## TASK BRIEF
Word for word, print each line of the listing below; pictures stay out.

======== SUPPLIED INFORMATION ========

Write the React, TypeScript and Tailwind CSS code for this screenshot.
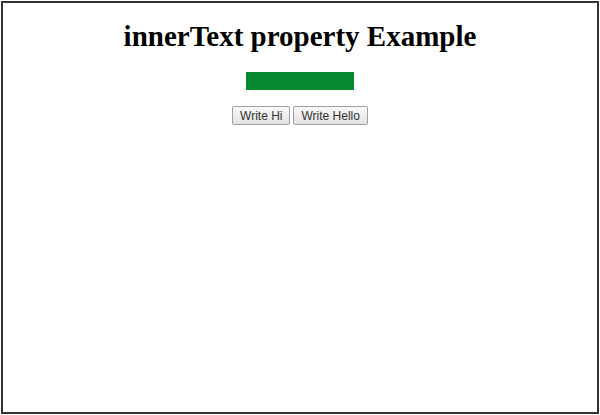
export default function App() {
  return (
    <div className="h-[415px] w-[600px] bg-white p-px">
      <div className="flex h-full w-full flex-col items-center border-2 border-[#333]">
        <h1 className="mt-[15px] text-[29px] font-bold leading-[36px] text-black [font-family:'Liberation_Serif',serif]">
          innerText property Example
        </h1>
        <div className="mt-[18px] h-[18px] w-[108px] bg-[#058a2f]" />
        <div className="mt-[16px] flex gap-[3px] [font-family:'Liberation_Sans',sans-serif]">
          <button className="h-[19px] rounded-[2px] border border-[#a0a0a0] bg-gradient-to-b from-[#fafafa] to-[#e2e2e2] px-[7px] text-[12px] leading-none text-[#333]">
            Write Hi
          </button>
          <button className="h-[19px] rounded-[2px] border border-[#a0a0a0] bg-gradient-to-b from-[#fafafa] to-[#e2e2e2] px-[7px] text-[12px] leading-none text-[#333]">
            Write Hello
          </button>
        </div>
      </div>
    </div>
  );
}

========

## ANSWER TO THIS EXERCISE
Write the React, TypeScript and Tailwind CSS code for this screenshot.
export default function App() {
  return (
    <div className="h-[415px] w-[600px] bg-white p-px">
      <div className="flex h-full w-full flex-col items-center border-2 border-[#333]">
        <h1 className="mt-[15px] text-[29px] font-bold leading-[36px] text-black [font-family:'Liberation_Serif',serif]">
          innerText property Example
        </h1>
        <div className="mt-[18px] h-[18px] w-[108px] bg-[#058a2f]" />
        <div className="mt-[16px] flex gap-[3px] [font-family:'Liberation_Sans',sans-serif]">
          <button className="h-[19px] rounded-[2px] border border-[#a0a0a0] bg-gradient-to-b from-[#fafafa] to-[#e2e2e2] px-[7px] text-[12px] leading-none text-[#333]">
            Write Hi
          </button>
          <button className="h-[19px] rounded-[2px] border border-[#a0a0a0] bg-gradient-to-b from-[#fafafa] to-[#e2e2e2] px-[7px] text-[12px] leading-none text-[#333]">
            Write Hello
          </button>
        </div>
      </div>
    </div>
  );
}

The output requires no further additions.